Victoria Myers interviews Renée Elise Goldsberry
April 26th, 2016
VM: Is that particularly true when you’re in something so popular and that’s getting so much attention? Do you have moments of, “Oh god, I have to make sure that people aren’t disappointed”? Does it make it harder to have the mental freedom to relax into it?
REG: I think it doesn’t matter what it is or what people think in terms of how much they love the show. It’s just a truism that something that worked one night live does not work the next night, for me—maybe it happens for other actors. It might just be the fact that I’m trying to create something as opposed to experiencing a moment. I can say something at the exact same time, and if I’m going for a laugh, I’m not going to get it. Or if I’m trying to make myself sad. That’s just not how we work, that’s not how I work.

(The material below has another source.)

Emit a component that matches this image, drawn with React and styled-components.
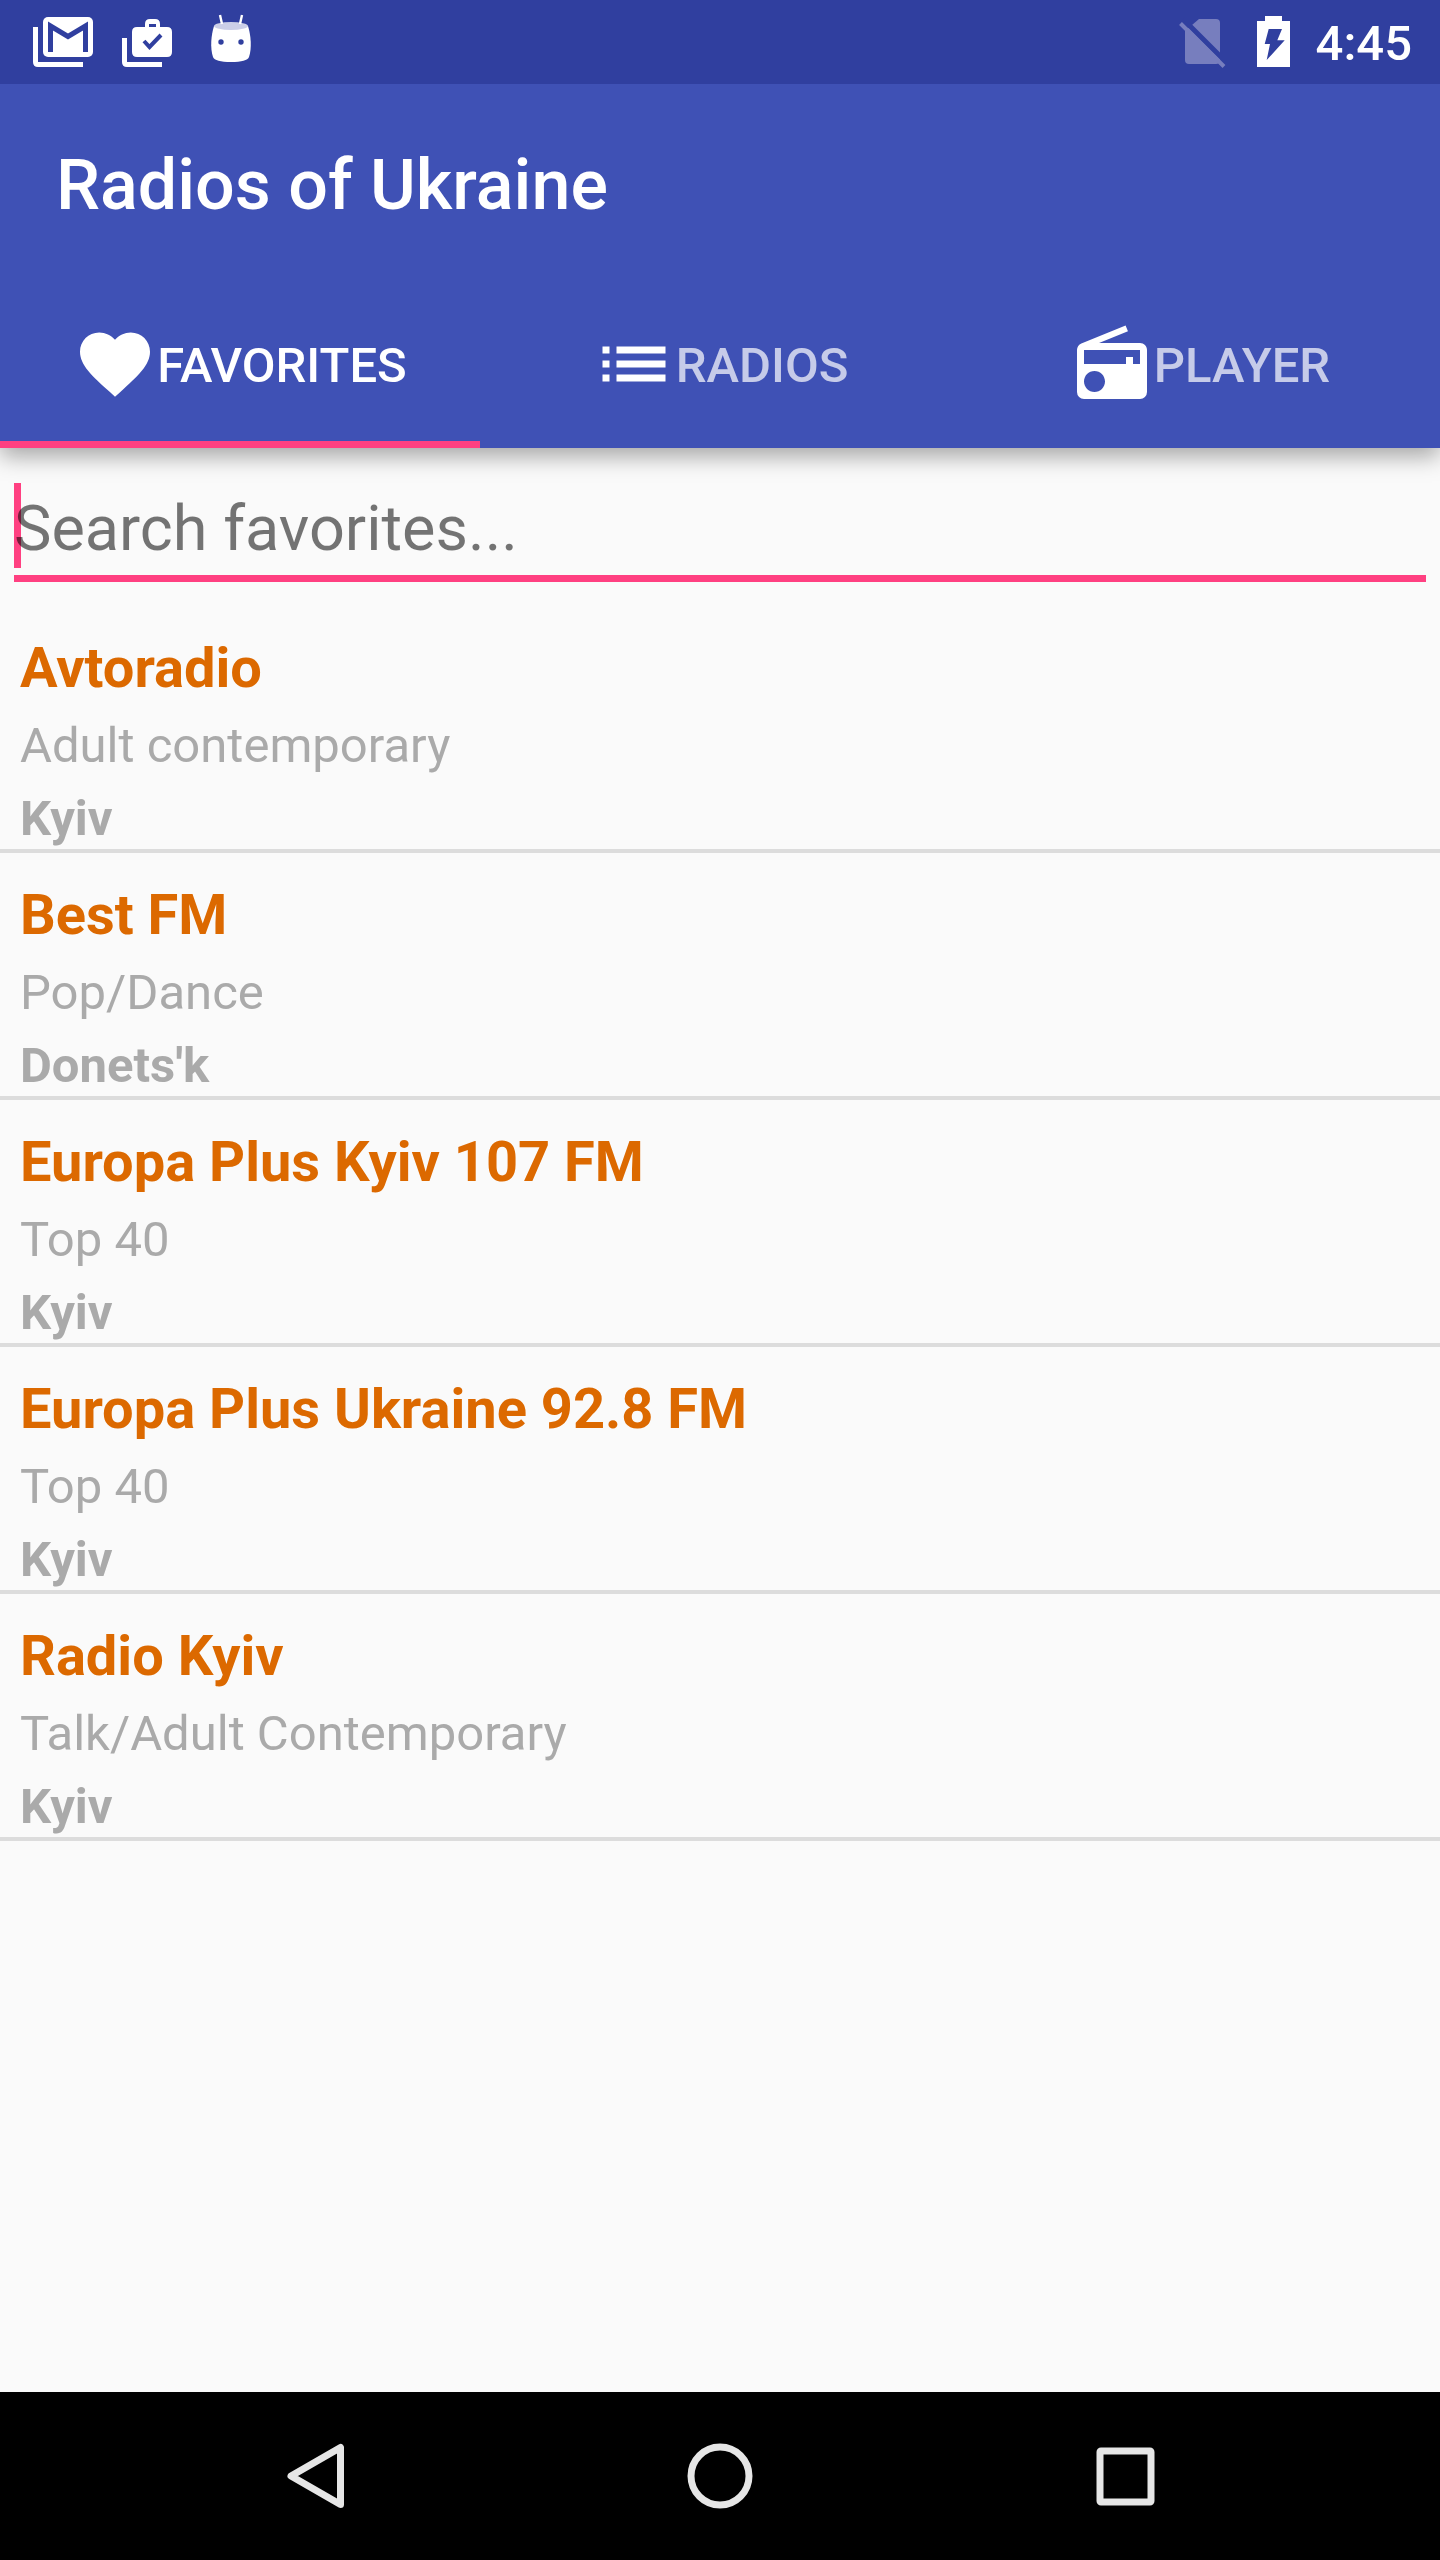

I think the strongest people are really okay with not feeling anything. If I come out, and I don’t feel anything, it’s okay. The words are enough, what’s happening here is enough. What I’m learning is that just because something feels great to do [as an actor], it doesn’t mean it’s any more impactful to the audience. That’s one thing you learn when you’re in a Hamilton. That’s the beauty of being supported by such a strong structure. You have nights where you feel like you’re brilliant and nights where you feel like you were a fraud, and people you respect will be equally as moved because the piece is that strong.